Oil Market Gears Up for $9 Billion Index Buying Spree
Tens of billions of dollars worth of commodity investments are about to be switched around in a move that’s set to cause a wave of oil-futures buying.
While the move happens every year, crude’s 20% decline in 2020 means that the value of oil index investments has been far below its target for months. As a result, as much as $9 billion of oil contracts could be purchased over the five days of re-balancing that start Friday, according to Citigroup Inc., at a time when the market is already surged to 10-month highs.
The move affects the world’s two biggest commodities indexes — the S&P GSCI Index and the Bloomberg Commodities Index. Crude has recovered from its coronavirus-driven rout and so far this year has been benefiting from Saudi Arabia’s unilateral output cuts, a surge of investments to hedge reflation and coronavirus vaccines. Markets are now abuzz with talk of the next tailwind for prices: commodity indexes plowing into another 80 to 100 million barrels of crude futures contracts.

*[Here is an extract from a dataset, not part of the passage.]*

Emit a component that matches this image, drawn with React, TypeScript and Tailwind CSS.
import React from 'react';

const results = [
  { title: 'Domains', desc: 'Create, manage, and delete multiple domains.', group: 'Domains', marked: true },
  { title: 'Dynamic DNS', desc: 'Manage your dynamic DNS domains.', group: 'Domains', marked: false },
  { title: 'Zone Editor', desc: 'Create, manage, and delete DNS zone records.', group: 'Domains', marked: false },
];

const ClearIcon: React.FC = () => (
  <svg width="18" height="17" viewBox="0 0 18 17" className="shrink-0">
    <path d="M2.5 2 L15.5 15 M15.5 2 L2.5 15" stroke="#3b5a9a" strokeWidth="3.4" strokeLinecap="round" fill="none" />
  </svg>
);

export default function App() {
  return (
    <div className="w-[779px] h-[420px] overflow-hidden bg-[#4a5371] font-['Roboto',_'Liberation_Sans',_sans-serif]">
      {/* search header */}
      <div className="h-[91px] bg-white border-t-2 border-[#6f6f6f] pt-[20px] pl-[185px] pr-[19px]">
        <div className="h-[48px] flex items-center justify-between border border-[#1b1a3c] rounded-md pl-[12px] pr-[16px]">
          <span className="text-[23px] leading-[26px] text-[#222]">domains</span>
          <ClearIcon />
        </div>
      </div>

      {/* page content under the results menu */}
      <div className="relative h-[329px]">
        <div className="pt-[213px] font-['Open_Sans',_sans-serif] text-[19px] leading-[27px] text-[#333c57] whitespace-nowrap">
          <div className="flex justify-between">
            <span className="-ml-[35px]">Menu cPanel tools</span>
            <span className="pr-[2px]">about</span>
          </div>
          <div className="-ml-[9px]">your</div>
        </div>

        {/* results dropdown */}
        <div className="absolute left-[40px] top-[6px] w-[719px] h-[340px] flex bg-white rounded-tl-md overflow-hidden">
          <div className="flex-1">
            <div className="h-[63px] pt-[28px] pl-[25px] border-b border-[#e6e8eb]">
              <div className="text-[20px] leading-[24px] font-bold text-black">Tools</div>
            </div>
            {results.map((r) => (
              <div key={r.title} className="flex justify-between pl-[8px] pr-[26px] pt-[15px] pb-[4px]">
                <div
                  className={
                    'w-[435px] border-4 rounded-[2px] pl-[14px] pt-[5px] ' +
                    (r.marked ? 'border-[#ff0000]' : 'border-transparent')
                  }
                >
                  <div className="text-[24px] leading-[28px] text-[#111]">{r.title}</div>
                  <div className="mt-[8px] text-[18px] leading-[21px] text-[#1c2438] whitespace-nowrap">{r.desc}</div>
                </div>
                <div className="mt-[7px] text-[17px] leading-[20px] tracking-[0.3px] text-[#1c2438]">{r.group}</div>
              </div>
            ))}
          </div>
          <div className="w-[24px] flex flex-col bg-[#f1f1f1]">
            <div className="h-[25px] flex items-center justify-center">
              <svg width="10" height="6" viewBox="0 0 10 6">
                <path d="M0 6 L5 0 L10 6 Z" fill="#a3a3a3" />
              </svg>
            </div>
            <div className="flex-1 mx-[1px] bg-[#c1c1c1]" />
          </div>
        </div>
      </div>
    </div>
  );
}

“It’s a big deal,” said Gary Ross, a veteran oil market watcher and chief executive officer of Black Gold Investors LLC. “If you start increasing financial length by 80-100 million barrels, you push up the price $2-$3, all other things being equal.”
Investment products that track the S&P GSCI or BCOM are followed by billions of dollars in passive, long-only funds such as pension funds. Bloomberg Index Services Limited, the administrator of Bloomberg Indices, including BCOM, is a wholly-owned subsidiary of Bloomberg LP.

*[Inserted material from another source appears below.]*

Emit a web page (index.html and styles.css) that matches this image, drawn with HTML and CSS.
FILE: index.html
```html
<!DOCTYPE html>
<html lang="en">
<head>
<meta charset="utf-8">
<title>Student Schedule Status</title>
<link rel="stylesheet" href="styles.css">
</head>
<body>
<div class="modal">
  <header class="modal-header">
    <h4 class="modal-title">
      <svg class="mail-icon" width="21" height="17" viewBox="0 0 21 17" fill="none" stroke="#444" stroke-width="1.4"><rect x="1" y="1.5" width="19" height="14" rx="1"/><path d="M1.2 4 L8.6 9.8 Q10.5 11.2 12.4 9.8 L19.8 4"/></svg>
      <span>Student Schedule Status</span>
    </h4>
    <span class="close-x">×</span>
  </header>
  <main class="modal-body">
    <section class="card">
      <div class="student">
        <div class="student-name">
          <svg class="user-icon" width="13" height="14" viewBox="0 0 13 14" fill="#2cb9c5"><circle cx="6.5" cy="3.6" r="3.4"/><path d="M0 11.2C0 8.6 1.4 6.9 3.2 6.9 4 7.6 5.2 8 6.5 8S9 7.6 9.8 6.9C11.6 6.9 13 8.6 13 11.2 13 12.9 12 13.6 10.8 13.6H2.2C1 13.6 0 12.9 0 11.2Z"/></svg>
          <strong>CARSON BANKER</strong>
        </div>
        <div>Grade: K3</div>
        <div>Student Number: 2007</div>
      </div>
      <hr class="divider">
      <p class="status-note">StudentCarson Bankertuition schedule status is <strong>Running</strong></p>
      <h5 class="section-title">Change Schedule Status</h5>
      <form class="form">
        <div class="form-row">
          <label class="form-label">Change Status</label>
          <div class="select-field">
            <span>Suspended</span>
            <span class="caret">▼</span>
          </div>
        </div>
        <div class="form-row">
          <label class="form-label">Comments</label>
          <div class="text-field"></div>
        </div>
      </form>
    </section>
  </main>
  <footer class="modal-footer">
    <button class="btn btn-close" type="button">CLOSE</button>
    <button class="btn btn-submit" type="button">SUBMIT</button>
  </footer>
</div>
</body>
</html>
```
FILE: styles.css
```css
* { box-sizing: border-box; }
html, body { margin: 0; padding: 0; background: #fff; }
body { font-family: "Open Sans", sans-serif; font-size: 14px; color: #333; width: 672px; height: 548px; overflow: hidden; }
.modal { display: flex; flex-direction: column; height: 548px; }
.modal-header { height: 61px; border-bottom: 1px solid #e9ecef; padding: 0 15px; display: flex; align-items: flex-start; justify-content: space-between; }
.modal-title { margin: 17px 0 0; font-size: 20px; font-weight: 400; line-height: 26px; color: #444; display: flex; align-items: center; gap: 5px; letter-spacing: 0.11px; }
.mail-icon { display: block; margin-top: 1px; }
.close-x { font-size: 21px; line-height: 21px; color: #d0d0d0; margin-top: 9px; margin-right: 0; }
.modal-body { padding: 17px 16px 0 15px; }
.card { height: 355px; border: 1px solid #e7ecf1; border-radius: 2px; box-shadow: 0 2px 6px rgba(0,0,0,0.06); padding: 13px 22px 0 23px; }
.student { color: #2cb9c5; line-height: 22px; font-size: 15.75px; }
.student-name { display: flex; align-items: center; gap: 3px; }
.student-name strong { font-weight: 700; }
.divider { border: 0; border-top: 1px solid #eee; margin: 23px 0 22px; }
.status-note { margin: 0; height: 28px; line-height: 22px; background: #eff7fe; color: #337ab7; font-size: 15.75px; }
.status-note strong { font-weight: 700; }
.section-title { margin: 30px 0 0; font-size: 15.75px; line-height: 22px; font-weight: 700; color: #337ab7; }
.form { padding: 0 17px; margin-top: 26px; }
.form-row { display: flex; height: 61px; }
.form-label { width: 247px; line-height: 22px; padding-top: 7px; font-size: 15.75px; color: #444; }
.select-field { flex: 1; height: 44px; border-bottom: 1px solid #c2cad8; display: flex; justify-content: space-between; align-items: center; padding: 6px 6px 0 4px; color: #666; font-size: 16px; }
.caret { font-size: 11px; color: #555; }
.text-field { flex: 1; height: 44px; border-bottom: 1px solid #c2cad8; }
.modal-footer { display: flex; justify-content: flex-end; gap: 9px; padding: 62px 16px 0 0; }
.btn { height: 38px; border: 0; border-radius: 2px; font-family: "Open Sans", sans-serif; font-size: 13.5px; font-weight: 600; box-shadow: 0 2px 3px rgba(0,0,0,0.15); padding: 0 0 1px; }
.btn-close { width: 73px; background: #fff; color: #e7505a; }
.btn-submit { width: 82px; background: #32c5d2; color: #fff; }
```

Estimates of the exact size of the inflows vary significantly. That’s because the figures are based not only on a product’s weight within the index, but also their total assets under management and how actively traded they are. ForBCOM, the weight of most contracts will increase, except Brent and Nymex gasoline. For S&P GSCI, oil contracts will see a lower weighting, despite WTI remaining the largest constituent part.
What matters, though, is investment flows. While weightings might drop, the dollar value to maintain the new weightings might need to rise. And that’s what would trigger the contract buying.
Citi’s estimate assumes that BCOM and S&P GSCI both have about $100 billion of investments. Still, JPMorgan Chase & Co. said last month that it only expects about $3 billion worth of buying in the market as crude’s rally up toward $50 limited some of the additional purchases required.
There are some big unknowns about exactly how the process will play out. One is that investors and traders, aware of the re-weighting, may already have been pre-empting it. Another is the total dollar value of the commodity assets that funds will have under management, which will dictate the scale of investment flows.
RBC Capital Markets estimates that there will be about 80,000 Brent and West Texas Intermediate contracts bought during the re-balancing.
“This buying pressure across the complex should serve as a tailwind and help fortify the improving oil market sentiment,” RBC analysts Helima Croft and Michael Tran wrote in a note.